L’un des plus avancés, qui devrait être terminé à la fin de l’année, est celui d’Al-Wakrah, situé en lisière de la ville du même nom, au sud de Doha. Tout le squelette est en place, jusqu’à la charpente de 378 tonnes, sur laquelle un toit ondulé, en forme de voile de boutre, les embarcations traditionnelles du Golfe, est en cours d’installation.
D’ordinaire, la construction de ces enceintes n’intéresse les médias que dans les mois précédant la compétition, les observateurs se demandant rituellement si elles seront « prêtes à temps ». Mais, dans le cas du Qatar, ces grands travaux ont généré une attention immédiate, pour deux raisons spécifiques au Golfe.
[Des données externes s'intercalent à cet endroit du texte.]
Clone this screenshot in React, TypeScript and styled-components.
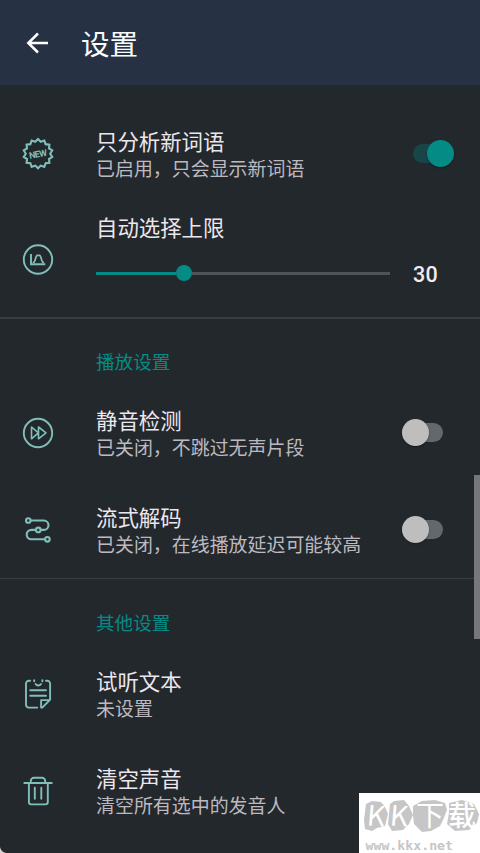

Demande d’abolition de la « kafala »
D’une part l’extrême chaleur qui y sévit l’été, avec des températures pouvant dépasser les 50 degrés, soupçonnées d’être la cause de nombreuses morts sur les chantiers ; et, d’autre part, le système de la kafala (« tutelle »), qui, dans cette région, enchaîne les travailleurs étrangers à leur employeur, les soumettant au bon vouloir de ce dernier pour changer d’emploi ou sortir du pays.
Choquées à l’idée que les centaines de milliers d’immigrés asiatiques attendues sur les chantiers de la Coupe du monde se retrouvent à trimer dans des conditions proches de « l’esclavage », des organisations de défense des droits humains ont tiré la sonnette d’alarme, en réclamant l’abolition de la kafala.
En 2013, dans une enquête retentissante parue dans le Guardian, la Confédération syndicale internationale (CSI) avait même affirmé que 4 000 ouvriers risquaient de périr au Qatar d’ici au match d’ouverture, en 2022. Une extrapolation, contestée par les responsables locaux, obtenue à partir des statistiques officielles de l’année 2012, qui faisaient état de 520 morts, dont 385 inexpliquées, dans les communautés du Népal, d’Inde et du Bangladesh. Celles-ci forment les trois quarts de la main-d’œuvre immigrée du Qatar, estimée à 2 millions de personnes.
Sous les gradins en construction du stade d’Al-Wakrah, dont la moitié sera démontée à la fin de la compétition et léguée à des pays en voie de développement, ces chiffres macabres laissent perplexe. Les contremaîtres qui encadrent la visite assurent n’avoir aucun mort à déplorer depuis le lancement des travaux.